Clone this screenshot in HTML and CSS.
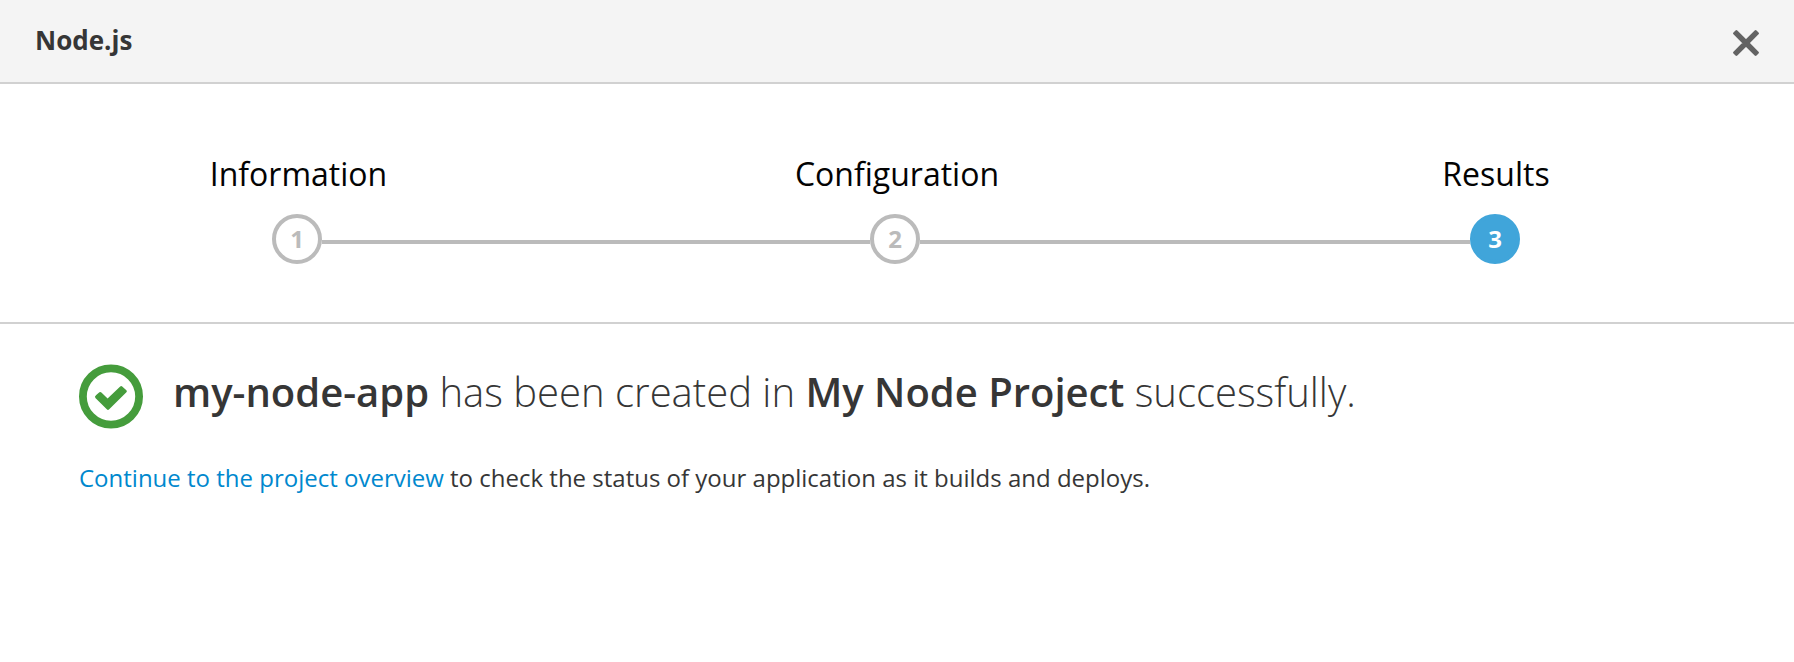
FILE: index.html
```html
<!DOCTYPE html>
<html lang="en">
<head>
<meta charset="utf-8">
<title>Node.js</title>
<link rel="stylesheet" href="styles.css">
</head>
<body>
<div class="modal">
  <header class="modal-header">
    <h1 class="modal-title">Node.js</h1>
    <button class="close" aria-label="Close">
      <svg width="26" height="26" viewBox="0 0 26 26"><path d="M3.4 1.4L13 11L22.600 1.400L24.600 3.400L15 13L24.600 22.600L22.600 24.600L13 15L3.400 24.600L1.400 22.600L11 13L1.400 3.400Z" fill="#636363" stroke="#636363" stroke-width="2.600" stroke-linejoin="round"/></svg>
    </button>
  </header>
  <ol class="steps">
    <li class="step first">
      <span class="step-label">Information</span>
      <div class="track"><i></i><span class="badge">1</span><i class="line"></i></div>
    </li>
    <li class="step">
      <span class="step-label">Configuration</span>
      <div class="track"><i class="line"></i><span class="badge">2</span><i class="line"></i></div>
    </li>
    <li class="step active">
      <span class="step-label">Results</span>
      <div class="track"><i class="line"></i><span class="badge">3</span><i></i></div>
    </li>
  </ol>
  <main class="results">
    <div class="message">
      <svg class="ok" width="64" height="65" viewBox="0 -0.5 64 65">
        <circle cx="32" cy="32" r="28.1" fill="none" stroke="#459c3c" stroke-width="7.8"/>
        <path d="M17.2 30.6L20.4 27.8Q21.4 27 22.4 27.9L28.6 34L41.2 21.9Q42.2 21 43.2 21.9L47.4 25.8Q48.4 26.8 47.4 27.8L30.2 44.8Q29 46 27.8 44.8L16.4 33.6Q15.2 32.2 17.2 30.6Z" fill="#459c3c"/>
      </svg>
      <h2 class="heading"><strong>my-node-app</strong> has been created in <strong>My Node Project</strong> successfully.</h2>
    </div>
    <p class="next"><a href="#">Continue to the project overview</a> to check the status of your application as it builds and deploys.</p>
  </main>
</div>
</body>
</html>
```
FILE: styles.css
```css
* { box-sizing: border-box; }
body {
  margin: 0;
  background: #fff;
  color: #363636;
  font-family: "Open Sans", sans-serif;
}
.modal { height: 662px; overflow: hidden; }
.modal-header {
  display: flex;
  justify-content: space-between;
  align-items: flex-start;
  height: 84px;
  padding: 22px 35px 0 35px;
  background: #f4f4f4;
  border-bottom: 2px solid #d1d1d1;
}
.modal-title {
  margin: 0;
  font-size: 26px;
  line-height: 36px;
  font-weight: 700;
}
.close {
  display: flex;
  margin: 7.5px 0 0;
  padding: 0;
  border: 0;
  background: none;
}
.steps {
  display: grid;
  grid-template-columns: repeat(3, 1fr);
  height: 240px;
  margin: 0;
  padding: 68px 0 0;
  list-style: none;
  border-bottom: 2px solid #d1d1d1;
}
.step-label {
  display: block;
  height: 62px;
  color: #030303;
  font-size: 32px;
  line-height: 44px;
  text-align: center;
}
.first .step-label { padding-right: 1px; }
.active .step-label { padding-left: 2px; }
.track {
  display: grid;
  grid-template-columns: 272px 50px 1fr;
}
.line {
  height: 4px;
  margin-top: 26px;
  background: #bbb;
}
.badge {
  height: 50px;
  border: 4px solid #bbb;
  border-radius: 50%;
  color: #bbb;
  font-size: 24px;
  line-height: 42px;
  font-weight: 700;
  text-align: center;
}
.active .track { grid-template-columns: 274px 50px 1fr; }
.active .badge {
  background: #40a5da;
  border-color: #40a5da;
  color: #fff;
}
.results { padding: 40px 79px; }
.message {
  display: flex;
  gap: 30px;
}
.ok { flex: none; }
.heading {
  margin: 0;
  font-size: 40px;
  line-height: 56px;
  font-weight: 300;
  white-space: nowrap;
}
.heading strong { font-weight: 600; }
.next {
  margin: 32px 0 0;
  font-size: 24px;
  line-height: 34px;
  white-space: nowrap;
}
.next a {
  color: #0088ce;
  text-decoration: none;
}
```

============

* [Exercise objective]
Transcribe the listing in full. Omit the pictures and keep every line exact.

* [Expected answer]
Clone this screenshot in HTML and CSS.
FILE: index.html
```html
<!DOCTYPE html>
<html lang="en">
<head>
<meta charset="utf-8">
<title>Node.js</title>
<link rel="stylesheet" href="styles.css">
</head>
<body>
<div class="modal">
  <header class="modal-header">
    <h1 class="modal-title">Node.js</h1>
    <button class="close" aria-label="Close">
      <svg width="26" height="26" viewBox="0 0 26 26"><path d="M3.4 1.4L13 11L22.600 1.400L24.600 3.400L15 13L24.600 22.600L22.600 24.600L13 15L3.400 24.600L1.400 22.600L11 13L1.400 3.400Z" fill="#636363" stroke="#636363" stroke-width="2.600" stroke-linejoin="round"/></svg>
    </button>
  </header>
  <ol class="steps">
    <li class="step first">
      <span class="step-label">Information</span>
      <div class="track"><i></i><span class="badge">1</span><i class="line"></i></div>
    </li>
    <li class="step">
      <span class="step-label">Configuration</span>
      <div class="track"><i class="line"></i><span class="badge">2</span><i class="line"></i></div>
    </li>
    <li class="step active">
      <span class="step-label">Results</span>
      <div class="track"><i class="line"></i><span class="badge">3</span><i></i></div>
    </li>
  </ol>
  <main class="results">
    <div class="message">
      <svg class="ok" width="64" height="65" viewBox="0 -0.5 64 65">
        <circle cx="32" cy="32" r="28.1" fill="none" stroke="#459c3c" stroke-width="7.8"/>
        <path d="M17.2 30.6L20.4 27.8Q21.4 27 22.4 27.9L28.6 34L41.2 21.9Q42.2 21 43.2 21.9L47.4 25.8Q48.4 26.8 47.4 27.8L30.2 44.8Q29 46 27.8 44.8L16.4 33.6Q15.2 32.2 17.2 30.6Z" fill="#459c3c"/>
      </svg>
      <h2 class="heading"><strong>my-node-app</strong> has been created in <strong>My Node Project</strong> successfully.</h2>
    </div>
    <p class="next"><a href="#">Continue to the project overview</a> to check the status of your application as it builds and deploys.</p>
  </main>
</div>
</body>
</html>
```
FILE: styles.css
```css
* { box-sizing: border-box; }
body {
  margin: 0;
  background: #fff;
  color: #363636;
  font-family: "Open Sans", sans-serif;
}
.modal { height: 662px; overflow: hidden; }
.modal-header {
  display: flex;
  justify-content: space-between;
  align-items: flex-start;
  height: 84px;
  padding: 22px 35px 0 35px;
  background: #f4f4f4;
  border-bottom: 2px solid #d1d1d1;
}
.modal-title {
  margin: 0;
  font-size: 26px;
  line-height: 36px;
  font-weight: 700;
}
.close {
  display: flex;
  margin: 7.5px 0 0;
  padding: 0;
  border: 0;
  background: none;
}
.steps {
  display: grid;
  grid-template-columns: repeat(3, 1fr);
  height: 240px;
  margin: 0;
  padding: 68px 0 0;
  list-style: none;
  border-bottom: 2px solid #d1d1d1;
}
.step-label {
  display: block;
  height: 62px;
  color: #030303;
  font-size: 32px;
  line-height: 44px;
  text-align: center;
}
.first .step-label { padding-right: 1px; }
.active .step-label { padding-left: 2px; }
.track {
  display: grid;
  grid-template-columns: 272px 50px 1fr;
}
.line {
  height: 4px;
  margin-top: 26px;
  background: #bbb;
}
.badge {
  height: 50px;
  border: 4px solid #bbb;
  border-radius: 50%;
  color: #bbb;
  font-size: 24px;
  line-height: 42px;
  font-weight: 700;
  text-align: center;
}
.active .track { grid-template-columns: 274px 50px 1fr; }
.active .badge {
  background: #40a5da;
  border-color: #40a5da;
  color: #fff;
}
.results { padding: 40px 79px; }
.message {
  display: flex;
  gap: 30px;
}
.ok { flex: none; }
.heading {
  margin: 0;
  font-size: 40px;
  line-height: 56px;
  font-weight: 300;
  white-space: nowrap;
}
.heading strong { font-weight: 600; }
.next {
  margin: 32px 0 0;
  font-size: 24px;
  line-height: 34px;
  white-space: nowrap;
}
.next a {
  color: #0088ce;
  text-decoration: none;
}
```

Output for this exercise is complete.